Today I am writing more personally because I think this story from my life may help you if you are in a similar situation.

Some time ago I read the book “The Secret of Your Strength” by Thomas Härry. It was very valuable for me. It is about emotional wounds that are inflicted on us by other people in the course of our lives. It made me realise that there are a few situations in my life where I have suffered wounds that still bother me today. And that it is time to face up to them.
Please don’t leave me!
Everyone has been in love at one time or another. So have I. When I was a few (many, to be exact) years younger, I had two relationships that each lasted around four years. Nothing for in-between, but already long-term. The girls were both younger than me. I wasn’t exactly a paragon of self-confidence. I was happy to have a girlfriend and I was happy in the relationship. It may not have always been rosy, but overall it was a good time.

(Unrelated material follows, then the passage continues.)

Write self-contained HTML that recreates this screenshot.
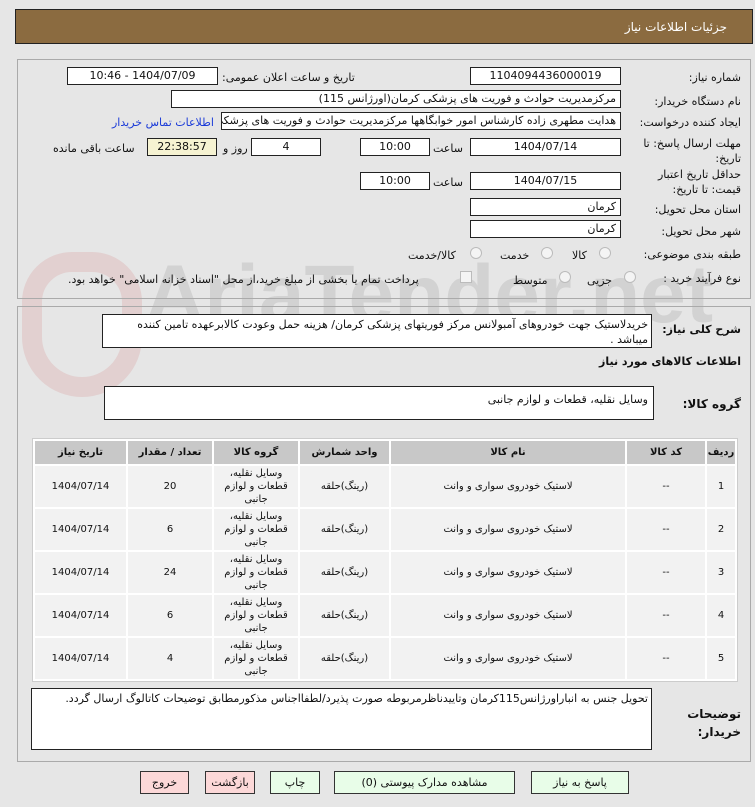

The first girlfriend was a young, vibrant girl who liked to have fun and be out and about. I liked to be there. Also parties, celebrations, disco. But I can’t really dance. It looks more like a stork looking for food. I tried to keep up, which went quite well. Then came her eighteenth birthday, a car as a present from her parents. A big change and over the next while I was written off and for various reasons things fell apart. She broke up with me. I was still trying to win her back but did a lot wrong. Wound number one.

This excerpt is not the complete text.